If you’ve wondered about the cost of electric vehicles, whether or not you would be compensated more for driving an EV, or had questions about electric vehicle incentives, Uber can help!
Uber is rolling out a new way to earn for drivers with electric vehicles called Uber Comfort Electric. You’ll be paid higher than typical Comfort rates, but slightly under Black car driver earnings.
In addition to Uber Comfort Electric, Uber also heard electric vehicle drivers when they said they wanted more information about electric vehicles – cost, availability of charging stations, etc.
Uber announced in May 2022 that they’ll be rolling out an EV Hub and Charging Map for drivers.
Soon you’ll see the EV Hub in your app, where you can compare the cost of ownership of an EV to a non-EV, find charging stations, and more.
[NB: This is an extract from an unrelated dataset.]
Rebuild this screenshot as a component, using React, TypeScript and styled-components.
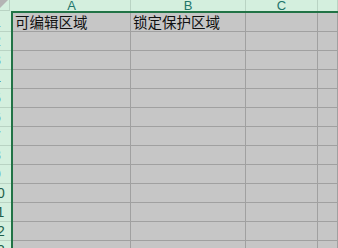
import React from 'react';
import styled, { createGlobalStyle } from 'styled-components';

const GlobalStyle = createGlobalStyle`
  html, body {
    margin: 0;
    padding: 0;
    background: #c6c6c6;
  }
`;

const EXCEL_GREEN = '#217346';
const HEADER_BG = '#d4efde';
const HEADER_LINE = '#b9d3c3';
const GRID_BG = '#c6c6c6';
const GRID_LINE = '#a0a0a0';

const columns = [
  { label: 'A', width: 118 },
  { label: 'B', width: 115 },
  { label: 'C', width: 72 },
  { label: 'D', width: 0 },
];

const rowCount = 13;

const cellValues: Record<string, string> = {
  'A1': '可编辑区域',
  'B1': '锁定保护区域',
};

const gridTemplate = columns.map((c) => (c.width ? `${c.width}px` : '1fr')).join(' ');

const Sheet = styled.div`
  width: 338px;
  height: 248px;
  overflow: hidden;
  display: grid;
  grid-template-columns: 11px 1fr;
  grid-template-rows: 13px 1fr;
  background: ${GRID_BG};
`;

const Corner = styled.div`
  background: ${HEADER_BG};
`;

const SelectAll = styled.div`
  width: 9px;
  height: 10px;
  border-right: 1px solid ${HEADER_LINE};
  border-bottom: 1px solid ${HEADER_LINE};
  svg {
    display: block;
  }
`;

const ColumnHeaders = styled.div`
  box-sizing: border-box;
  height: 13px;
  padding-left: 2px;
  border-bottom: 2px solid ${EXCEL_GREEN};
  background: ${HEADER_BG};
  display: grid;
  grid-template-columns: ${gridTemplate};
`;

const ColumnHeader = styled.div`
  box-sizing: border-box;
  height: 11px;
  border-right: 1px solid ${HEADER_LINE};
  display: flex;
  justify-content: center;
  overflow: hidden;
  font-family: "Liberation Sans", Arial, sans-serif;
  font-size: 13px;
  line-height: 11px;
  color: #22756a;
`;

const RowHeaders = styled.div`
  display: flex;
  flex-direction: column;
  background: ${HEADER_BG};
`;

const RowHeader = styled.div`
  box-sizing: border-box;
  height: 19px;
  flex-shrink: 0;
  padding-right: 2px;
  border-bottom: 1px solid ${HEADER_LINE};
  display: flex;
  align-items: center;
  justify-content: flex-end;
  overflow: hidden;
`;

// the header is wider than what shows; numbers sit centred in the full width
const RowNumber = styled.span`
  flex-shrink: 0;
  width: 24px;
  text-align: center;
  font-family: "Liberation Sans", Arial, sans-serif;
  font-size: 14px;
  color: #1f5f4a;
  white-space: nowrap;
`;

const Body = styled.div`
  border-left: 2px solid ${EXCEL_GREEN};
  display: flex;
  flex-direction: column;
`;

const Row = styled.div`
  display: grid;
  grid-template-columns: ${gridTemplate};
  flex-shrink: 0;
`;

const Cell = styled.div`
  box-sizing: border-box;
  height: 19px;
  padding-left: 2px;
  border-right: 1px solid ${GRID_LINE};
  border-bottom: 1px solid ${GRID_LINE};
  display: flex;
  align-items: center;
  overflow: hidden;
  white-space: nowrap;
  font-family: "Noto Sans CJK SC", "Liberation Sans", sans-serif;
  font-size: 14.5px;
  line-height: 18px;
  color: #111;
`;

const App: React.FC = () => {
  const rows = Array.from({ length: rowCount }, (_, i) => i + 1);

  return (
    <>
      <GlobalStyle />
      <Sheet>
        <Corner>
          <SelectAll>
            <svg width="9" height="10" viewBox="0 0 9 10">
              <polygon points="0,0 8,0 0,8" fill="#b4b4b4" />
            </svg>
          </SelectAll>
        </Corner>
        <ColumnHeaders>
          {columns.map((col) => (
            <ColumnHeader key={col.label}>{col.label === 'D' ? '' : col.label}</ColumnHeader>
          ))}
        </ColumnHeaders>
        <RowHeaders>
          {rows.map((r) => (
            <RowHeader key={r}>
              <RowNumber>{r}</RowNumber>
            </RowHeader>
          ))}
        </RowHeaders>
        <Body>
          {rows.map((r) => (
            <Row key={r}>
              {columns.map((col) => (
                <Cell key={col.label}>{cellValues[`${col.label}${r}`]}</Cell>
              ))}
            </Row>
          ))}
        </Body>
      </Sheet>
    </>
  );
};

export default App;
Overall, these changes make it easier for drivers considering electric vehicles, as they’ll have access to higher earnings and have a one-click hub to find charging stations all within their app.
Should You Drive An Electric Vehicle for Uber?
Is doing rideshare in an expensive new EV a good idea? A lot of drivers say “no,” as they view rideshare driving as a job, a job that yields the most profit with minimal up-front spending and operating costs.
Through that lens, spending too much money on your equipment seems frivolous, but there are a lot of drivers—me included—that have other personal or professional needs that maybe justify spending a little more money on a sweet-ass ride.
My calculations show that even though it probably won’t make you more money, it won’t cost too much more and the psychological boost from the added comfort, fun, convenience, and yes, smugness from driving an EV is something you can’t put a dollars-per-mile cost on.